Write the listing below out again exactly, dropping the images.

Rows from a dataset
>>>
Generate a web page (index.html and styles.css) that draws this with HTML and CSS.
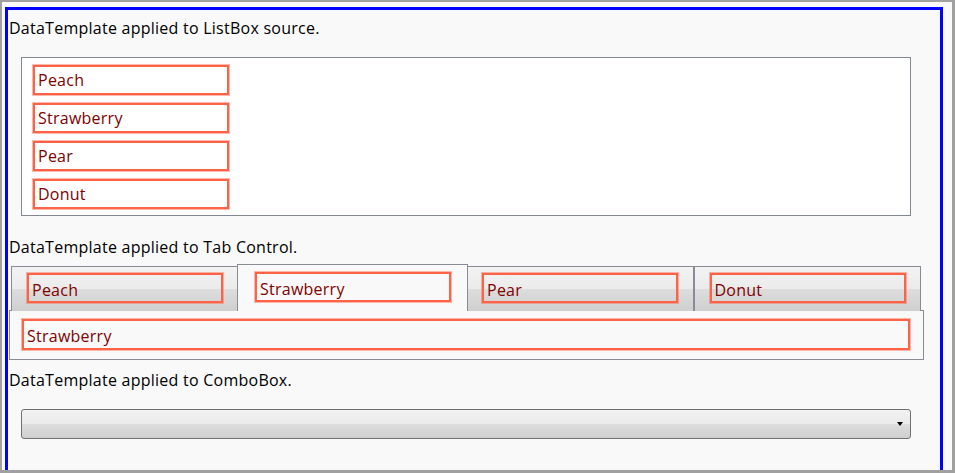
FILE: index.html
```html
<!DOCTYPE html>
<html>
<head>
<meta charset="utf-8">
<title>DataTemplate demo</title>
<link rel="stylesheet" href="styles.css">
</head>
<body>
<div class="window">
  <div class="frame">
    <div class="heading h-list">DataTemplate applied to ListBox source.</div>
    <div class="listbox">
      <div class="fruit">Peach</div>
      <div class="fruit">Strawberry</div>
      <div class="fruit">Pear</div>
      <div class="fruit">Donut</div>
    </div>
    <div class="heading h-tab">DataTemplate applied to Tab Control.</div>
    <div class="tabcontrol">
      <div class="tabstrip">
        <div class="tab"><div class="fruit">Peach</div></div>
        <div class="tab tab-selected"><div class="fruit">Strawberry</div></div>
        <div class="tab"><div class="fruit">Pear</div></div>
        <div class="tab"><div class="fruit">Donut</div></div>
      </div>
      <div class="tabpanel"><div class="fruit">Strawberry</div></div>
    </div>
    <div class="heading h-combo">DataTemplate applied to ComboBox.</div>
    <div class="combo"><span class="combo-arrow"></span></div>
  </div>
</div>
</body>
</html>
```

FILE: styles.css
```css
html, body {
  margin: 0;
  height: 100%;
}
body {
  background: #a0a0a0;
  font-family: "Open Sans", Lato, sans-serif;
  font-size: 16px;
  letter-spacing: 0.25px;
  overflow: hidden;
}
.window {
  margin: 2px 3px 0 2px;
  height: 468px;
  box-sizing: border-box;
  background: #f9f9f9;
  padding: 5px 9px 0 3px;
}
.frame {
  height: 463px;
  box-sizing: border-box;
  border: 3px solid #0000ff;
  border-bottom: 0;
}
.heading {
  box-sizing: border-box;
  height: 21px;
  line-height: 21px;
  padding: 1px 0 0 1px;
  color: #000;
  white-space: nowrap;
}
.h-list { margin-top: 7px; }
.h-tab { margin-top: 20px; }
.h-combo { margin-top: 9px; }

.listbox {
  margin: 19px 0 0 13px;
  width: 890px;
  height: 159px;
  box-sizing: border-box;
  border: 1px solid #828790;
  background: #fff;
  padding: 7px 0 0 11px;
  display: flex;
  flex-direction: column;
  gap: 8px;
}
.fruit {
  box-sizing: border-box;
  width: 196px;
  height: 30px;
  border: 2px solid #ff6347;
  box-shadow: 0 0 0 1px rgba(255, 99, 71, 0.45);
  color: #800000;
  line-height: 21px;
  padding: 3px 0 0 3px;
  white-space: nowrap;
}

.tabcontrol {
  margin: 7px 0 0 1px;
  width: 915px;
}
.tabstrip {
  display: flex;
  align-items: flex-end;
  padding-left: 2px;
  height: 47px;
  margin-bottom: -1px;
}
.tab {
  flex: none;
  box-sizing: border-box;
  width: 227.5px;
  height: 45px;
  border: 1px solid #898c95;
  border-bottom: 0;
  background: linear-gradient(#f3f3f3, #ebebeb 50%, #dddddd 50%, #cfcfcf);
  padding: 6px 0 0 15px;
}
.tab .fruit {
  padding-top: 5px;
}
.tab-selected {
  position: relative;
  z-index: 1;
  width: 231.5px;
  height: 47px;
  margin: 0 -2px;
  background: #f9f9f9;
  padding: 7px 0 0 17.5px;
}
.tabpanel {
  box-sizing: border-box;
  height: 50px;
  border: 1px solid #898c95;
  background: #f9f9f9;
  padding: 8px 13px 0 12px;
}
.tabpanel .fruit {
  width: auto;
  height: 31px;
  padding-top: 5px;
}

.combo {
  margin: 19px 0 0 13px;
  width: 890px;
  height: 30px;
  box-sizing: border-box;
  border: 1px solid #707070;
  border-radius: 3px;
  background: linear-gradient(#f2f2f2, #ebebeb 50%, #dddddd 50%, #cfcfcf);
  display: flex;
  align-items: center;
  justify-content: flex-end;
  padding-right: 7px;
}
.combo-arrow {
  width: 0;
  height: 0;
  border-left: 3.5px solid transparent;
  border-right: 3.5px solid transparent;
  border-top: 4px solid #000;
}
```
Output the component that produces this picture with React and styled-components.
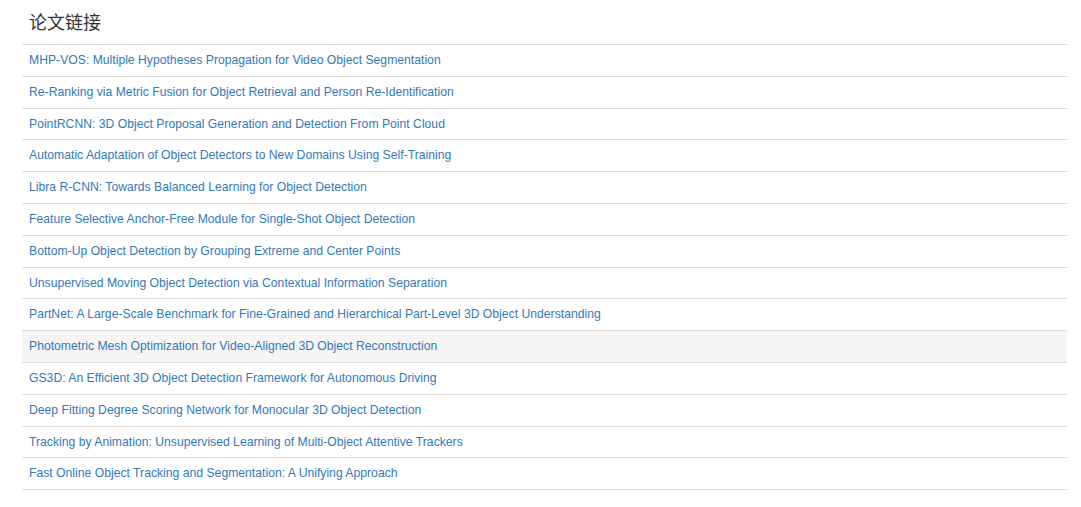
<<<
SOLUTION TO THE EXERCISE
Generate a web page (index.html and styles.css) that draws this with HTML and CSS.
FILE: index.html
```html
<!DOCTYPE html>
<html>
<head>
<meta charset="utf-8">
<title>DataTemplate demo</title>
<link rel="stylesheet" href="styles.css">
</head>
<body>
<div class="window">
  <div class="frame">
    <div class="heading h-list">DataTemplate applied to ListBox source.</div>
    <div class="listbox">
      <div class="fruit">Peach</div>
      <div class="fruit">Strawberry</div>
      <div class="fruit">Pear</div>
      <div class="fruit">Donut</div>
    </div>
    <div class="heading h-tab">DataTemplate applied to Tab Control.</div>
    <div class="tabcontrol">
      <div class="tabstrip">
        <div class="tab"><div class="fruit">Peach</div></div>
        <div class="tab tab-selected"><div class="fruit">Strawberry</div></div>
        <div class="tab"><div class="fruit">Pear</div></div>
        <div class="tab"><div class="fruit">Donut</div></div>
      </div>
      <div class="tabpanel"><div class="fruit">Strawberry</div></div>
    </div>
    <div class="heading h-combo">DataTemplate applied to ComboBox.</div>
    <div class="combo"><span class="combo-arrow"></span></div>
  </div>
</div>
</body>
</html>
```

FILE: styles.css
```css
html, body {
  margin: 0;
  height: 100%;
}
body {
  background: #a0a0a0;
  font-family: "Open Sans", Lato, sans-serif;
  font-size: 16px;
  letter-spacing: 0.25px;
  overflow: hidden;
}
.window {
  margin: 2px 3px 0 2px;
  height: 468px;
  box-sizing: border-box;
  background: #f9f9f9;
  padding: 5px 9px 0 3px;
}
.frame {
  height: 463px;
  box-sizing: border-box;
  border: 3px solid #0000ff;
  border-bottom: 0;
}
.heading {
  box-sizing: border-box;
  height: 21px;
  line-height: 21px;
  padding: 1px 0 0 1px;
  color: #000;
  white-space: nowrap;
}
.h-list { margin-top: 7px; }
.h-tab { margin-top: 20px; }
.h-combo { margin-top: 9px; }

.listbox {
  margin: 19px 0 0 13px;
  width: 890px;
  height: 159px;
  box-sizing: border-box;
  border: 1px solid #828790;
  background: #fff;
  padding: 7px 0 0 11px;
  display: flex;
  flex-direction: column;
  gap: 8px;
}
.fruit {
  box-sizing: border-box;
  width: 196px;
  height: 30px;
  border: 2px solid #ff6347;
  box-shadow: 0 0 0 1px rgba(255, 99, 71, 0.45);
  color: #800000;
  line-height: 21px;
  padding: 3px 0 0 3px;
  white-space: nowrap;
}

.tabcontrol {
  margin: 7px 0 0 1px;
  width: 915px;
}
.tabstrip {
  display: flex;
  align-items: flex-end;
  padding-left: 2px;
  height: 47px;
  margin-bottom: -1px;
}
.tab {
  flex: none;
  box-sizing: border-box;
  width: 227.5px;
  height: 45px;
  border: 1px solid #898c95;
  border-bottom: 0;
  background: linear-gradient(#f3f3f3, #ebebeb 50%, #dddddd 50%, #cfcfcf);
  padding: 6px 0 0 15px;
}
.tab .fruit {
  padding-top: 5px;
}
.tab-selected {
  position: relative;
  z-index: 1;
  width: 231.5px;
  height: 47px;
  margin: 0 -2px;
  background: #f9f9f9;
  padding: 7px 0 0 17.5px;
}
.tabpanel {
  box-sizing: border-box;
  height: 50px;
  border: 1px solid #898c95;
  background: #f9f9f9;
  padding: 8px 13px 0 12px;
}
.tabpanel .fruit {
  width: auto;
  height: 31px;
  padding-top: 5px;
}

.combo {
  margin: 19px 0 0 13px;
  width: 890px;
  height: 30px;
  box-sizing: border-box;
  border: 1px solid #707070;
  border-radius: 3px;
  background: linear-gradient(#f2f2f2, #ebebeb 50%, #dddddd 50%, #cfcfcf);
  display: flex;
  align-items: center;
  justify-content: flex-end;
  padding-right: 7px;
}
.combo-arrow {
  width: 0;
  height: 0;
  border-left: 3.5px solid transparent;
  border-right: 3.5px solid transparent;
  border-top: 4px solid #000;
}
```
Output the component that produces this picture with React and styled-components.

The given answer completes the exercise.